__Task description__.
Check each line below for "React" and report how many have it, nothing else.

__Supplied material__.
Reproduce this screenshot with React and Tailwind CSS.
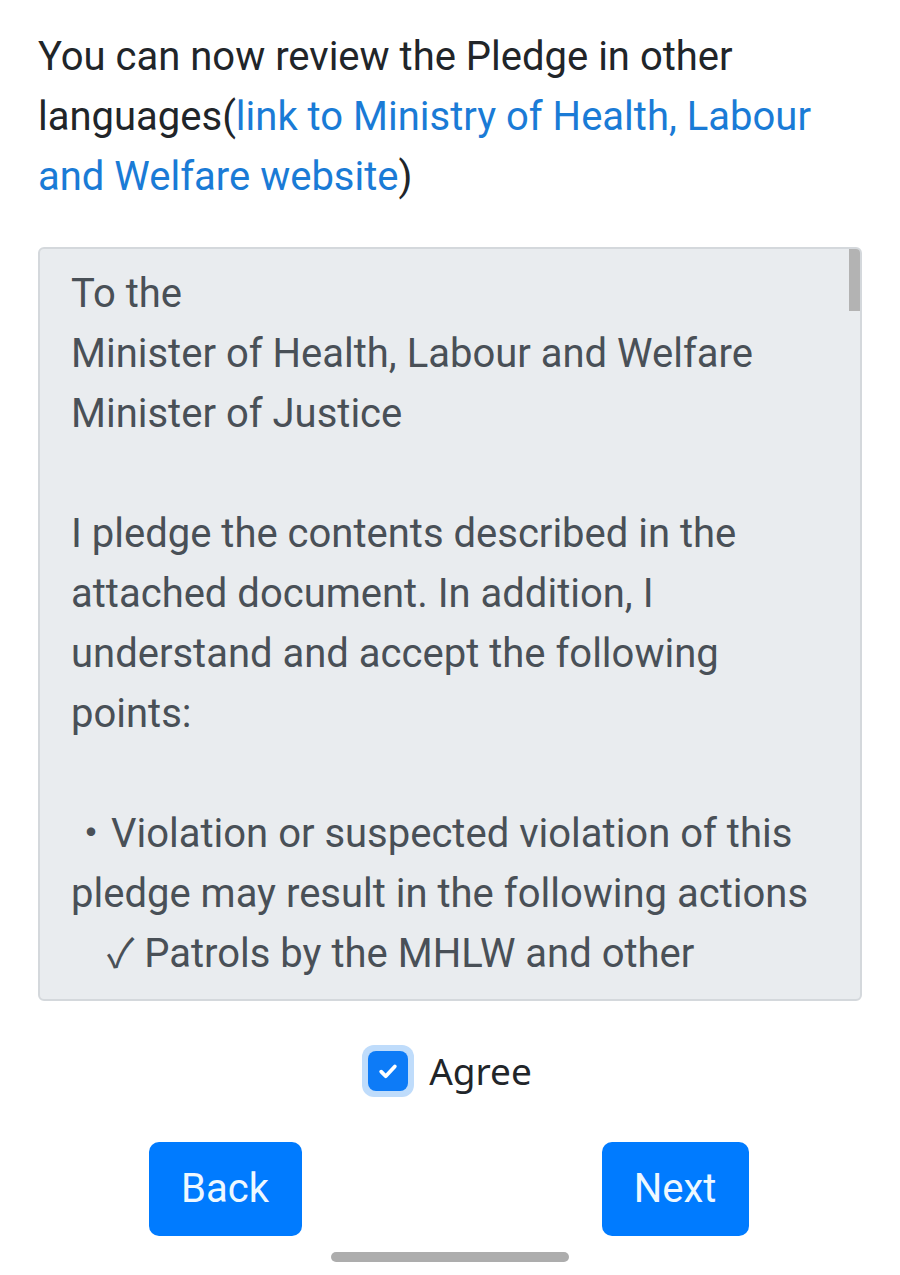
import React, { useState } from 'react';

// Ecran d'acceptation de l'engagement (Pledge)
export default function App() {
  const [agree, setAgree] = useState(true);

  return (
    <div className="w-[900px] h-[1275px] bg-white overflow-hidden" style={{ fontFamily: 'Roboto, "Noto Sans CJK JP", sans-serif' }}>
      <div className="px-[38px] pt-[27px]">
        <p className="text-[40px] leading-[60px] text-[#212529]">
          You can now review the Pledge in other languages(
          <a href="#" className="text-[#1a7bd6]">link to Ministry of Health, Labour and Welfare website</a>)
        </p>

        <div className="relative mt-[40px] h-[754px] rounded-[6px] border-2 border-[#d4d8dc] bg-[#e9ecef] overflow-hidden">
          <div className="pl-[31px] pr-[28px] pt-[15px] text-[40px] leading-[60px] text-[#495057]">
            <div>To the</div>
            <div>Minister of Health, Labour and Welfare</div>
            <div>Minister of Justice</div>
            <div>&nbsp;</div>
            <div>I pledge the contents described in the attached document. In addition, I understand and accept the following points:</div>
            <div>&nbsp;</div>
            <div>・Violation or suspected violation of this pledge may result in the following actions</div>
            <div className="pl-[36px]">✓ Patrols by the MHLW and other</div>
            <div className="pl-[72px] pt-[6px]">authorities, or investigation by the</div>
          </div>
          <div className="absolute right-0 top-0 w-[11px] h-[62px] bg-[#b3b3b3]" />
        </div>

        <div className="flex items-center justify-center mt-[42px] gap-[15px] pr-[6px]">
          <button
            onClick={() => setAgree(!agree)}
            className="w-[52px] h-[52px] rounded-[12px] bg-[#bfdcfb] flex items-center justify-center"
          >
            <span className={`w-[40px] h-[40px] rounded-[8px] flex items-center justify-center ${agree ? 'bg-[#0d7bf7]' : 'bg-white border border-gray-400'}`}>
              {agree && (
                <svg width="26" height="26" viewBox="0 0 16 16" fill="none">
                  <path d="M3.8 8.4l2.8 2.8 5.6-6" stroke="white" strokeWidth="2.3" strokeLinecap="round" strokeLinejoin="round" />
                </svg>
              )}
            </span>
          </button>
          <span className="text-[37px] text-[#212529]" style={{ fontFamily: '"Noto Sans", Roboto, sans-serif' }}>Agree</span>
        </div>
      </div>

      <div className="grid grid-cols-2 mt-[43px]">
        <div className="flex justify-center">
          <button className="w-[153px] h-[94px] rounded-[10px] bg-[#007bff] text-[40px] text-[#eef8ff]">Back</button>
        </div>
        <div className="flex justify-center">
          <button className="w-[147px] h-[94px] rounded-[10px] bg-[#007bff] text-[40px] text-[#eef8ff]">Next</button>
        </div>
      </div>

      <div className="flex justify-center mt-[16px]">
        <div className="w-[238px] h-[10px] rounded-full bg-[#adadad]" />
      </div>
    </div>
  );
}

__Solution for this problem__.
2